I was raised up at A horse racetrack. My step father was A jockey. I did see things that turned my stomach,yet I saw as many folks being as diligent as you would expect. Their we're also alot of cock fighting, same scenario.
It's like anything, even though, back in my old bulldog days we had owners and handlers that took the best of care with game dogs, that said, we had A few that just couldn't help their ignorance.


----------



## Jaws101 (Jul 4, 2012)

I have to disagree with the statement that ranchers treat their animals like gold. I live next to these cowboy folk. So far, I have watched multiple horses die in their care, one horse was gored and they stitched it up themselves and made it continue to work, I've seen the horses so lame that they sway to just to stay on their feet, I gave one of the horses bute just to take away some of the pain. They have no shelters, their feet are never done, the horses run from their owners when they see them coming. Not once have I seen a vet there. They are back yard breeders, they just studded out a stallion whom is sterile. But they do not know he is sterile apparently. His testicles haven't dropped and the stallion is probably 5. If their testicles do not drop, the sperm dies. I've watched them literally run their horses into the ground until they can't move. They abuse their animals, they kick them, hit them, choke them and so on. To top it all off the last incident was when they put weaned babies with the adult geldings, and the one filly was attacked. She was lucky to survive. Again living conditions are horrible, they also keep there stallions in to short of fences. Stallions need to be kept in 6ft or higher fencing. There fences are 4ft at best. One of their damn stallions jumped the fence into our yard and raped my mare. I was just about ready to rip off their heads. They also tend to keep 12-15 horses on there 1 acre property. 

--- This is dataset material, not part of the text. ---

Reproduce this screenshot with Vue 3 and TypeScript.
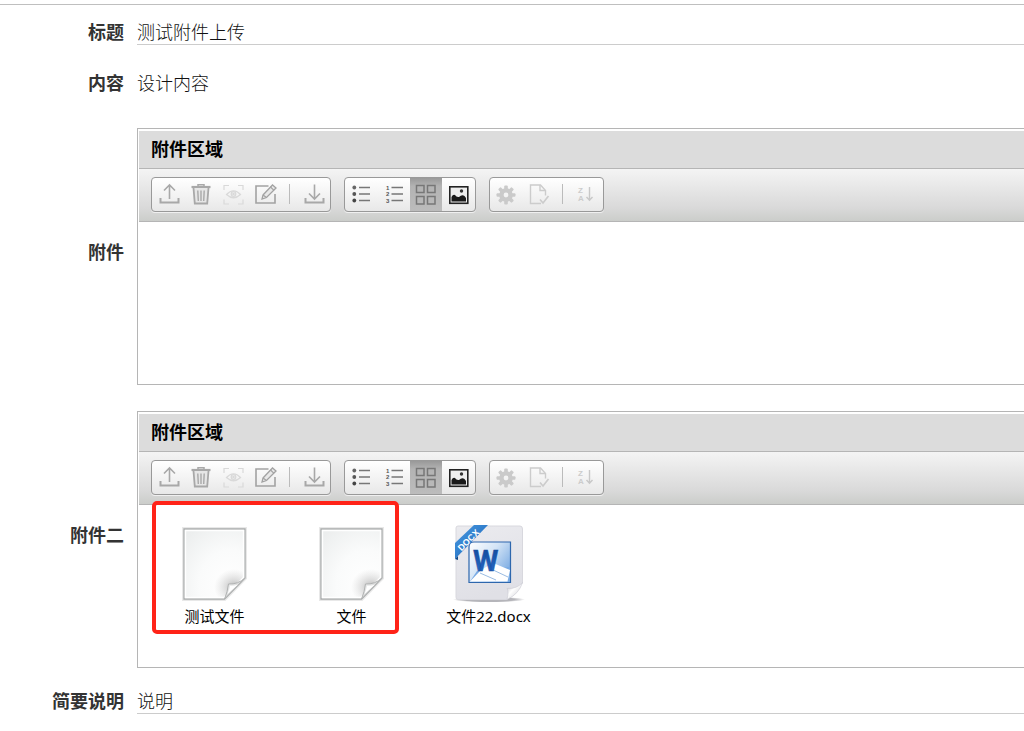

These people also do backyard rodeo's. The animals suffer the abuse of a normal rodeo, just this time the cowboys are all drunk. It spooks our animals and to be honest the rest of us all look on in disgust. 

I can get proof of all of this. The living conditions, the injuries, the abuse. All I would have to do is sit outside for an hour and take pictures.

All the rest of the people out here are the same. Even a girl I used to be friends with.. she changed. She used to show, and when her horse passed she got into rodeo's. Now she rides her dads horse, and in a year this went from a nice looking gelding, into looking like a worn down rug. He lost his muscle and his back is swayed. In just a year he looks the age of 26, and he is 16. She now see's animals as material objects like every other cowboy. They wear out and break down the animal, which usually dies. And then they just get a new one and do it all over again. I've seen some really, really nice looking horses get ruined, or die. Like one they have now, he isn't rideable. He never had a chance to. He was a 2yr old stallion went at it with the others, got stuck in a fence and permanently ruined his shoulder. He would of been a really nice english horse too. 

Not all ranchers are cruel though. Just the ones involved with the rodeo circuits seem to be well, dicks. Animals are worthless to them, replaceable. Rodeo's never used to be so bad. If their animals got hurt they were screwed. Now people have an abundance of replacements, so who cares if they die. Just bring out another poor soul. 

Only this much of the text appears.